The story of New Jersey's failed "Garden of Eden"

[image] Webster Edgerly (here dressed as Christopher Columbus) founded Ralstonism, a social movement that promised members good health, longevity, and telepathic ability. Edgerly dreamed of creating a utopian community in New Jersey based on Ralstonian principles.(Left: Courtesy William Michael Williams [LARGER IMAGE] Right: Julie Powell [LARGER IMAGE]) [image]

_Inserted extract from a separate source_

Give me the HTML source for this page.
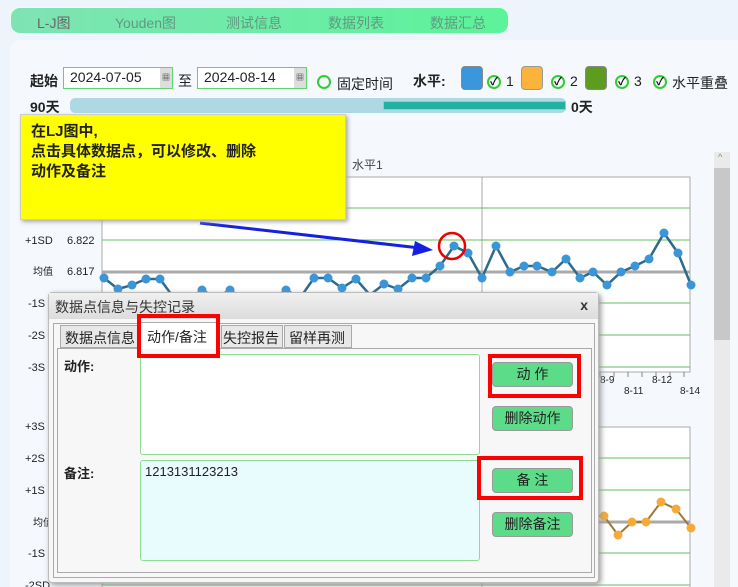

I first laid eyes on Ralston Heights in the dead of winter ten years ago. The late-nineteenth-century New Jersey estate, across the street from a graveyard, looked bleak in the afternoon light. As I made my way onto the grounds, I could see several ruined buildings and what looked to be the remains of a roadway leading into the woods from a crumbling gate. A mansion, known by locals as the "Castle," loomed at the top of a circular driveway, its round turret barely visible through the mist. Inside the mansion, I found a maze of interconnecting hallways and circular rooms so disorienting that for a time I was unable to find my way back out.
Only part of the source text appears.